◆ To be done: Write out the data below exactly as given, without any of its pictures.
● ● ● ●
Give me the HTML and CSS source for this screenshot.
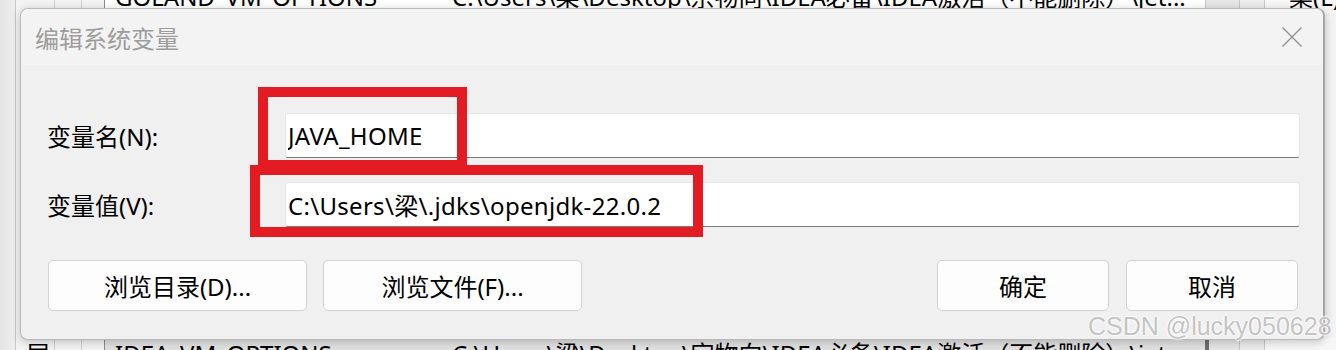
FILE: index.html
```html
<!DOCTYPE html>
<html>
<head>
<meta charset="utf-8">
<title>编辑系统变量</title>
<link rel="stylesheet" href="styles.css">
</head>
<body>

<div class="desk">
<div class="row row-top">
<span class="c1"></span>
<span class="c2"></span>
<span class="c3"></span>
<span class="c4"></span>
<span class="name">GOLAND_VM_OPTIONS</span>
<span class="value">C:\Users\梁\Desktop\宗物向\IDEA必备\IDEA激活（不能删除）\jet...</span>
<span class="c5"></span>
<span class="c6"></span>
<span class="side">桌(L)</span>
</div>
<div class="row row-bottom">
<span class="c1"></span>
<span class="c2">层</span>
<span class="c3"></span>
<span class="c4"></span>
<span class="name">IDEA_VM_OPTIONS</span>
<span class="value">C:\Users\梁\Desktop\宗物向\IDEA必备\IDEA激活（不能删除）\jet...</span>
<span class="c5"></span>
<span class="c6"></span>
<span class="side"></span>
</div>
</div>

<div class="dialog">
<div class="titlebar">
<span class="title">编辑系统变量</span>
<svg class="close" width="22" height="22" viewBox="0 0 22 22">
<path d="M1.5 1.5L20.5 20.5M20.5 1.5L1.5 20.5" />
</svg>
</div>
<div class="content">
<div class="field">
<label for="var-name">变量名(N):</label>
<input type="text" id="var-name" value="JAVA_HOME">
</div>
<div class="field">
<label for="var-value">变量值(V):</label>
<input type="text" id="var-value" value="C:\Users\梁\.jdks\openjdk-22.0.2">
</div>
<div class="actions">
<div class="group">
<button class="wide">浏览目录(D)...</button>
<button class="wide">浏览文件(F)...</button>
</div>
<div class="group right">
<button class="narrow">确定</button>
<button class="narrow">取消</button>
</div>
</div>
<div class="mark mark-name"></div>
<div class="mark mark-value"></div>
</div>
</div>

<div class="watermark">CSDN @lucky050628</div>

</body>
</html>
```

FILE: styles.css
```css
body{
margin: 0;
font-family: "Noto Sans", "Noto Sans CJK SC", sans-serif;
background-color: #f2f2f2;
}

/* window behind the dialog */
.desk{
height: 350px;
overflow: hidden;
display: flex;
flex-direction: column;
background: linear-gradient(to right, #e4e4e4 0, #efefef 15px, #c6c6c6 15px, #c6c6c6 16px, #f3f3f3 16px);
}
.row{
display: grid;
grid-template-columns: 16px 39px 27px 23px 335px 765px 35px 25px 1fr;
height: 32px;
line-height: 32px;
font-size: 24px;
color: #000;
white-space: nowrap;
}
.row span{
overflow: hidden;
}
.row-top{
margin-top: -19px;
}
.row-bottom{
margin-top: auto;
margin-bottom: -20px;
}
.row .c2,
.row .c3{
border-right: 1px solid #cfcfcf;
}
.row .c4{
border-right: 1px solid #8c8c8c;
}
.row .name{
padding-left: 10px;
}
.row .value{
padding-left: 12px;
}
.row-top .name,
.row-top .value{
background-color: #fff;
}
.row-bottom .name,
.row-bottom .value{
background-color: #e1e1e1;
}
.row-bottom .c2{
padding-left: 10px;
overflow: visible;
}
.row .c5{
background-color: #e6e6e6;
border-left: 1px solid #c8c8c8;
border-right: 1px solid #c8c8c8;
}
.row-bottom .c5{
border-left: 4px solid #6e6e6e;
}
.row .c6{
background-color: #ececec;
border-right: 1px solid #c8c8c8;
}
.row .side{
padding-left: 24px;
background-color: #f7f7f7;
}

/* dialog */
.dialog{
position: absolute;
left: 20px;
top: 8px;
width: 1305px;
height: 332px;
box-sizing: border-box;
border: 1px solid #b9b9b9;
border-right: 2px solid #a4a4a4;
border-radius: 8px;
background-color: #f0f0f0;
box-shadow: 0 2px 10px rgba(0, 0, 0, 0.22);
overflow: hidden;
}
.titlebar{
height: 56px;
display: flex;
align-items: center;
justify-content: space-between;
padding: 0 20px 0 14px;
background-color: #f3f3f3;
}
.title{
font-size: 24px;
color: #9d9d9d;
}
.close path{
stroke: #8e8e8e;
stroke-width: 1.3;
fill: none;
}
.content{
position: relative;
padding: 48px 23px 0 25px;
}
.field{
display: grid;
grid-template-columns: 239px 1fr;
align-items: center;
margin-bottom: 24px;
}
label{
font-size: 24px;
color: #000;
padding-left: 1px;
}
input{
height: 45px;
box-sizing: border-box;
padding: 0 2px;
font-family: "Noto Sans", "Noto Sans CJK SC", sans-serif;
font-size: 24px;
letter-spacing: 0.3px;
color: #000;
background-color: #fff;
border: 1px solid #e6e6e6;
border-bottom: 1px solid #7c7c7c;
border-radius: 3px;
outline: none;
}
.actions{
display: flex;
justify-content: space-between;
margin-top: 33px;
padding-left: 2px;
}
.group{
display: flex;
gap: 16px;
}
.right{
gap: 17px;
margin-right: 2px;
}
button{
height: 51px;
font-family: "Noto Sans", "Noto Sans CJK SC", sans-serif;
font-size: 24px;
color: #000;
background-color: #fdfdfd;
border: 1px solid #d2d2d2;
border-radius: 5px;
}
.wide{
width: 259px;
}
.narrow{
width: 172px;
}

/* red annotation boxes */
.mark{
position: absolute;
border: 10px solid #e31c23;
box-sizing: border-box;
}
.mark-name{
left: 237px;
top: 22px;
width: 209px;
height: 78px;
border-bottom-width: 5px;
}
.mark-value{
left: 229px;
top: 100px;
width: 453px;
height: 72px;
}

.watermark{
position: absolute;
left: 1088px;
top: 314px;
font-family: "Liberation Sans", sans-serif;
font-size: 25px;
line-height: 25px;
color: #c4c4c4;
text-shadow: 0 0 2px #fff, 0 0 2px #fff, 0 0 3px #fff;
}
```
● ● ● ●
◆ Completed exercise:
Give me the HTML and CSS source for this screenshot.
FILE: index.html
```html
<!DOCTYPE html>
<html>
<head>
<meta charset="utf-8">
<title>编辑系统变量</title>
<link rel="stylesheet" href="styles.css">
</head>
<body>

<div class="desk">
<div class="row row-top">
<span class="c1"></span>
<span class="c2"></span>
<span class="c3"></span>
<span class="c4"></span>
<span class="name">GOLAND_VM_OPTIONS</span>
<span class="value">C:\Users\梁\Desktop\宗物向\IDEA必备\IDEA激活（不能删除）\jet...</span>
<span class="c5"></span>
<span class="c6"></span>
<span class="side">桌(L)</span>
</div>
<div class="row row-bottom">
<span class="c1"></span>
<span class="c2">层</span>
<span class="c3"></span>
<span class="c4"></span>
<span class="name">IDEA_VM_OPTIONS</span>
<span class="value">C:\Users\梁\Desktop\宗物向\IDEA必备\IDEA激活（不能删除）\jet...</span>
<span class="c5"></span>
<span class="c6"></span>
<span class="side"></span>
</div>
</div>

<div class="dialog">
<div class="titlebar">
<span class="title">编辑系统变量</span>
<svg class="close" width="22" height="22" viewBox="0 0 22 22">
<path d="M1.5 1.5L20.5 20.5M20.5 1.5L1.5 20.5" />
</svg>
</div>
<div class="content">
<div class="field">
<label for="var-name">变量名(N):</label>
<input type="text" id="var-name" value="JAVA_HOME">
</div>
<div class="field">
<label for="var-value">变量值(V):</label>
<input type="text" id="var-value" value="C:\Users\梁\.jdks\openjdk-22.0.2">
</div>
<div class="actions">
<div class="group">
<button class="wide">浏览目录(D)...</button>
<button class="wide">浏览文件(F)...</button>
</div>
<div class="group right">
<button class="narrow">确定</button>
<button class="narrow">取消</button>
</div>
</div>
<div class="mark mark-name"></div>
<div class="mark mark-value"></div>
</div>
</div>

<div class="watermark">CSDN @lucky050628</div>

</body>
</html>
```

FILE: styles.css
```css
body{
margin: 0;
font-family: "Noto Sans", "Noto Sans CJK SC", sans-serif;
background-color: #f2f2f2;
}

/* window behind the dialog */
.desk{
height: 350px;
overflow: hidden;
display: flex;
flex-direction: column;
background: linear-gradient(to right, #e4e4e4 0, #efefef 15px, #c6c6c6 15px, #c6c6c6 16px, #f3f3f3 16px);
}
.row{
display: grid;
grid-template-columns: 16px 39px 27px 23px 335px 765px 35px 25px 1fr;
height: 32px;
line-height: 32px;
font-size: 24px;
color: #000;
white-space: nowrap;
}
.row span{
overflow: hidden;
}
.row-top{
margin-top: -19px;
}
.row-bottom{
margin-top: auto;
margin-bottom: -20px;
}
.row .c2,
.row .c3{
border-right: 1px solid #cfcfcf;
}
.row .c4{
border-right: 1px solid #8c8c8c;
}
.row .name{
padding-left: 10px;
}
.row .value{
padding-left: 12px;
}
.row-top .name,
.row-top .value{
background-color: #fff;
}
.row-bottom .name,
.row-bottom .value{
background-color: #e1e1e1;
}
.row-bottom .c2{
padding-left: 10px;
overflow: visible;
}
.row .c5{
background-color: #e6e6e6;
border-left: 1px solid #c8c8c8;
border-right: 1px solid #c8c8c8;
}
.row-bottom .c5{
border-left: 4px solid #6e6e6e;
}
.row .c6{
background-color: #ececec;
border-right: 1px solid #c8c8c8;
}
.row .side{
padding-left: 24px;
background-color: #f7f7f7;
}

/* dialog */
.dialog{
position: absolute;
left: 20px;
top: 8px;
width: 1305px;
height: 332px;
box-sizing: border-box;
border: 1px solid #b9b9b9;
border-right: 2px solid #a4a4a4;
border-radius: 8px;
background-color: #f0f0f0;
box-shadow: 0 2px 10px rgba(0, 0, 0, 0.22);
overflow: hidden;
}
.titlebar{
height: 56px;
display: flex;
align-items: center;
justify-content: space-between;
padding: 0 20px 0 14px;
background-color: #f3f3f3;
}
.title{
font-size: 24px;
color: #9d9d9d;
}
.close path{
stroke: #8e8e8e;
stroke-width: 1.3;
fill: none;
}
.content{
position: relative;
padding: 48px 23px 0 25px;
}
.field{
display: grid;
grid-template-columns: 239px 1fr;
align-items: center;
margin-bottom: 24px;
}
label{
font-size: 24px;
color: #000;
padding-left: 1px;
}
input{
height: 45px;
box-sizing: border-box;
padding: 0 2px;
font-family: "Noto Sans", "Noto Sans CJK SC", sans-serif;
font-size: 24px;
letter-spacing: 0.3px;
color: #000;
background-color: #fff;
border: 1px solid #e6e6e6;
border-bottom: 1px solid #7c7c7c;
border-radius: 3px;
outline: none;
}
.actions{
display: flex;
justify-content: space-between;
margin-top: 33px;
padding-left: 2px;
}
.group{
display: flex;
gap: 16px;
}
.right{
gap: 17px;
margin-right: 2px;
}
button{
height: 51px;
font-family: "Noto Sans", "Noto Sans CJK SC", sans-serif;
font-size: 24px;
color: #000;
background-color: #fdfdfd;
border: 1px solid #d2d2d2;
border-radius: 5px;
}
.wide{
width: 259px;
}
.narrow{
width: 172px;
}

/* red annotation boxes */
.mark{
position: absolute;
border: 10px solid #e31c23;
box-sizing: border-box;
}
.mark-name{
left: 237px;
top: 22px;
width: 209px;
height: 78px;
border-bottom-width: 5px;
}
.mark-value{
left: 229px;
top: 100px;
width: 453px;
height: 72px;
}

.watermark{
position: absolute;
left: 1088px;
top: 314px;
font-family: "Liberation Sans", sans-serif;
font-size: 25px;
line-height: 25px;
color: #c4c4c4;
text-shadow: 0 0 2px #fff, 0 0 2px #fff, 0 0 3px #fff;
}
```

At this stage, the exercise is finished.